## [Stated problem]
Say how many lines in the data below contain the word "components", and give no other text.

## [Recorded information]

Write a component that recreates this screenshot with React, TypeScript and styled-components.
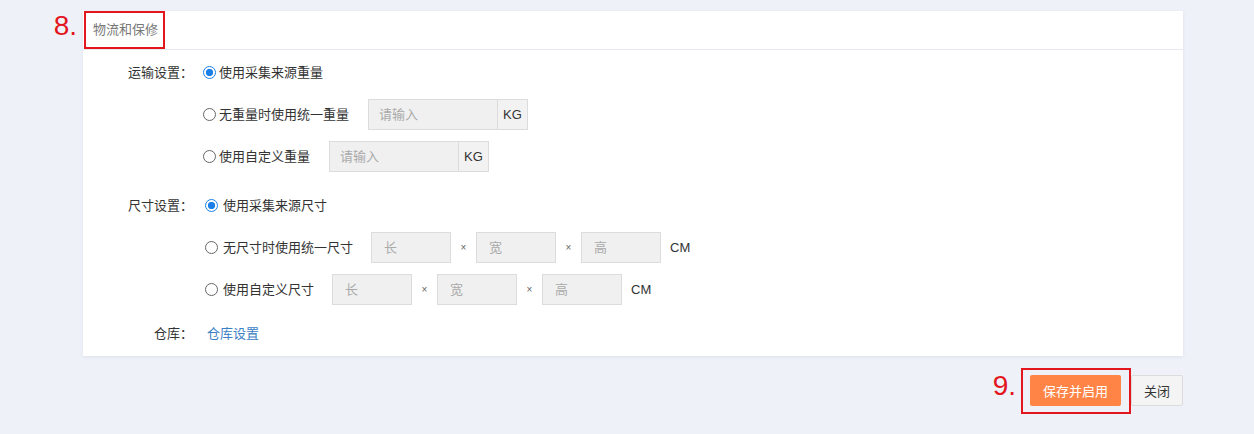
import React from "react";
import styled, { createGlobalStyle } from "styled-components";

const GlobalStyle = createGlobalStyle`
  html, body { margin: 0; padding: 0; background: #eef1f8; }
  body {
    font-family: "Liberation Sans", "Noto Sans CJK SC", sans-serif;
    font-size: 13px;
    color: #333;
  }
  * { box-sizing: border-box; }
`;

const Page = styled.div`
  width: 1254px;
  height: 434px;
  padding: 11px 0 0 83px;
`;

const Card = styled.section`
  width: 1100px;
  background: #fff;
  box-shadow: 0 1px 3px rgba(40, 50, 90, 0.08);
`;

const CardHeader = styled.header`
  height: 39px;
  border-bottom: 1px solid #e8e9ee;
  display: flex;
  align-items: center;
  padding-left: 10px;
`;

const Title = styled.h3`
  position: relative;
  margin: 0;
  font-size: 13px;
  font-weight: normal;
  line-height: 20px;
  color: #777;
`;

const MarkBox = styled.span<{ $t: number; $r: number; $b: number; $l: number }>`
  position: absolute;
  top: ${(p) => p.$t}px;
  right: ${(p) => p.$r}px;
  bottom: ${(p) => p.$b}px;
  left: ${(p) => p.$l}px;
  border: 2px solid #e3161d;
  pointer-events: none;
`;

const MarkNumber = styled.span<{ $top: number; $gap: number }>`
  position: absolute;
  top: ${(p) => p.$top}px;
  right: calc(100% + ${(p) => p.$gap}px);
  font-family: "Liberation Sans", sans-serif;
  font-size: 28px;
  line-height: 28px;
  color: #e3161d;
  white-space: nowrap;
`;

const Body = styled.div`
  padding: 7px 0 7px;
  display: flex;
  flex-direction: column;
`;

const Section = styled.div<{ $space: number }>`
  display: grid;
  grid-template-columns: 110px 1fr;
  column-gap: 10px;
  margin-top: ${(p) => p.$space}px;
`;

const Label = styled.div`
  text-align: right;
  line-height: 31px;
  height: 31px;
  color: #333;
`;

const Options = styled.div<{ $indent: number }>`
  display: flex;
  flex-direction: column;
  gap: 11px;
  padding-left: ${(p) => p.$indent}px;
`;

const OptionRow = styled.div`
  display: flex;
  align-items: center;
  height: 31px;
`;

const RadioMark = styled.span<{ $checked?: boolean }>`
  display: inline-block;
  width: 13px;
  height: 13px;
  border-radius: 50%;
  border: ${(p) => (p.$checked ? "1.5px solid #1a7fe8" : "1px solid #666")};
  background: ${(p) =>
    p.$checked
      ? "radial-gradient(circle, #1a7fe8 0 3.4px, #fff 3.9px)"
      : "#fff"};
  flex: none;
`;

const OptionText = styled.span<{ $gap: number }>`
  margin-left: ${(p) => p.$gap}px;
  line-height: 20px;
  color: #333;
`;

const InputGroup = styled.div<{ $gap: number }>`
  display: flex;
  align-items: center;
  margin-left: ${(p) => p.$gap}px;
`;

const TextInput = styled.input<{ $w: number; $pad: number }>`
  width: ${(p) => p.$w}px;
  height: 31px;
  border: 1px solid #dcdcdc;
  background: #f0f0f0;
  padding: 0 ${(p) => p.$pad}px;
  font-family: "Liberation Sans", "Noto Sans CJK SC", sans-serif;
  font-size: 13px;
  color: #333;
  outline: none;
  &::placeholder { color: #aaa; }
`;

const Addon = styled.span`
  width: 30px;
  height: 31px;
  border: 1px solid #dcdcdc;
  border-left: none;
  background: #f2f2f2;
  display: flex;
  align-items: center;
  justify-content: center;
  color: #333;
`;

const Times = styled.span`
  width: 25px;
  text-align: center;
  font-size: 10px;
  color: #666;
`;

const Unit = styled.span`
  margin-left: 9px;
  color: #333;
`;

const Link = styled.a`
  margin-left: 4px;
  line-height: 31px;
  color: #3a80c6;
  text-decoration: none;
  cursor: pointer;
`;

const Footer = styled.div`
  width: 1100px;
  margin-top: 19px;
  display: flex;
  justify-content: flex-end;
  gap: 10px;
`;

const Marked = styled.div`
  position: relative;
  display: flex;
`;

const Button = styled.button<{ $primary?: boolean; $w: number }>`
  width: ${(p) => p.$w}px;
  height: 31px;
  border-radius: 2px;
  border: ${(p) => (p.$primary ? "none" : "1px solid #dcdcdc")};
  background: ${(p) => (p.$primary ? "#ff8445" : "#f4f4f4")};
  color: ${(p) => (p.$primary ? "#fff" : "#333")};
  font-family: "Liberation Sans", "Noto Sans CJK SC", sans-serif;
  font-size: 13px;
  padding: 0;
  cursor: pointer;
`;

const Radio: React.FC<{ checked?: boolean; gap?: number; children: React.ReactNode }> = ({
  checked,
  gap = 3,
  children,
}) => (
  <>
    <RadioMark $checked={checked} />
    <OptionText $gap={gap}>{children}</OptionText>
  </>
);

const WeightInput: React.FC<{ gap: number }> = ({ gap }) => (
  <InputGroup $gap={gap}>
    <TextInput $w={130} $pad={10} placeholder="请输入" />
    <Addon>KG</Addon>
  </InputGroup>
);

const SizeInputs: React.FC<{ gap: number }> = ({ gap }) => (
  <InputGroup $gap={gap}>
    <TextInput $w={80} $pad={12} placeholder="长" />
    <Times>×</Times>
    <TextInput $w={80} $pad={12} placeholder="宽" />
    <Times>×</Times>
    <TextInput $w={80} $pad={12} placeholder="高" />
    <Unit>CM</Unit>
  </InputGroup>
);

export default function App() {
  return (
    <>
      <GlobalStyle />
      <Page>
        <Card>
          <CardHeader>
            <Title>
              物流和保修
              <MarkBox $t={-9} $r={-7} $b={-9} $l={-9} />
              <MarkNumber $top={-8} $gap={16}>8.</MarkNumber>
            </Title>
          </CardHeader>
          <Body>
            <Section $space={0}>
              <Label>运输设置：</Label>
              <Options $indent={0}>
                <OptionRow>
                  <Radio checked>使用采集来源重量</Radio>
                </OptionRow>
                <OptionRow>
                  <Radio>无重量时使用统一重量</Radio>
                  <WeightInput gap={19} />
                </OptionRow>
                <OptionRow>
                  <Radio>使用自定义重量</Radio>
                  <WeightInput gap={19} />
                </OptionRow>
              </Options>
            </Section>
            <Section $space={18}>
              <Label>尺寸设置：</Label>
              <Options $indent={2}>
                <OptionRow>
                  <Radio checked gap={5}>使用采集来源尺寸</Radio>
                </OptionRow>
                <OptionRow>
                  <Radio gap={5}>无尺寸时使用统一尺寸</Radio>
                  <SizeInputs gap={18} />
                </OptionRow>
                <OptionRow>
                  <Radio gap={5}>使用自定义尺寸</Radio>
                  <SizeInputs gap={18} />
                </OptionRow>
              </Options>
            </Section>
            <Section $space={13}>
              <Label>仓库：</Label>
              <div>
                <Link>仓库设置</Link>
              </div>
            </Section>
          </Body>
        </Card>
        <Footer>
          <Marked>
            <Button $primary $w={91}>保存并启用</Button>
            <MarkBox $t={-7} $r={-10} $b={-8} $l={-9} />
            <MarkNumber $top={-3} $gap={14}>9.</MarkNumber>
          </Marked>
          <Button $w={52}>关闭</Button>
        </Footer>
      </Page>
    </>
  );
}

## [Exercise solution]
2